Composer for the first time in HomeStream
Up until now we've been writing all the code ourselves. But reading ID3 tags is a solved problem — there's a battle-tested PHP library called getID3 that handles every weird edge case (broken tags, multiple ID3 versions, exotic formats). No need to reinvent. We pull it in with Composer.
cd /home/erictey/server/homestream
composer require james-heinrich/getid3
Composer downloads getID3 into vendor/, updates composer.json, and registers its classes in the autoloader. From this point, anywhere we have require __DIR__ . '/../vendor/autoload.php';, we can do new getID3() and it just works.
🐍 Python: composer require ≈ pip install && pip freeze > requirements.txt in one command. vendor/ ≈ a virtualenv. The autoloader ≈ the Python import system finding modules.
Using getID3
The API is delightfully simple. Two lines:
$id3 = new getID3();
$info = $id3->analyze($path);
What comes back is a giant nested array with every piece of info getID3 could find. The bits we care about live at predictable spots:
$title = $info['tags']['id3v2']['title'][0] ?? null;
$artist = $info['tags']['id3v2']['artist'][0] ?? null;
$album = $info['tags']['id3v2']['album'][0] ?? null;
$duration = isset($info['playtime_seconds']) ? (int) $info['playtime_seconds'] : null;
The ?? chains gracefully handle "this tag doesn't exist." Notice we ask for id3v2 specifically; there's also id3v1 (older, less data) — production code might fall back if id3v2 is missing. For HomeStream we'll keep it simple and accept that some old MP3s will have null tags.

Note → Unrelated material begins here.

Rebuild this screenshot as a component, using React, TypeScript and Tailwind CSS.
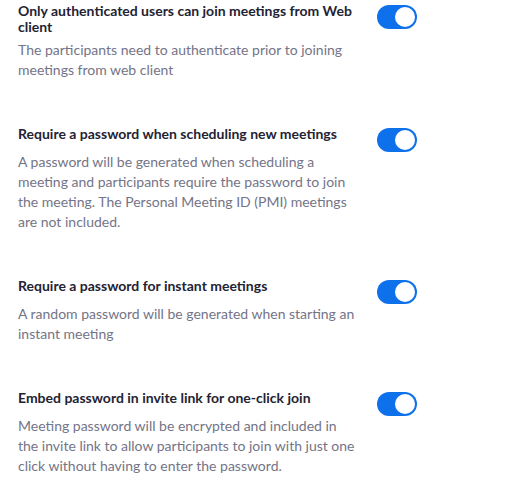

ffprobe for video duration
For video files, we shell out to ffprobe — a CLI tool that comes with the ffmpeg package. It prints info about a video file in a parseable format. We ask it for JSON because PHP loves parsing JSON.
$cmd = sprintf(
'ffprobe -v error -show_entries format=duration -of json %s',
escapeshellarg($path)
);
$json = shell_exec($cmd);
$data = json_decode($json, true);
$duration = isset($data['format']['duration']) ? (int) round($data['format']['duration']) : null;
Two critical things to call out here. First: escapeshellarg wraps the path in quotes and escapes any shell-special characters. This is the shell equivalent of prepared statements — never concatenate user input (or even database content) directly into a shell command without escaping. Files with spaces or apostrophes or weird chars in their names will break things otherwise (and at worst, they're a remote command execution vector).
Second: shell_exec runs the command and returns its stdout. Useful but only safe when you're calling a known binary with sanitized args. Some hosting providers disable it; on your own Lubuntu box it's fine.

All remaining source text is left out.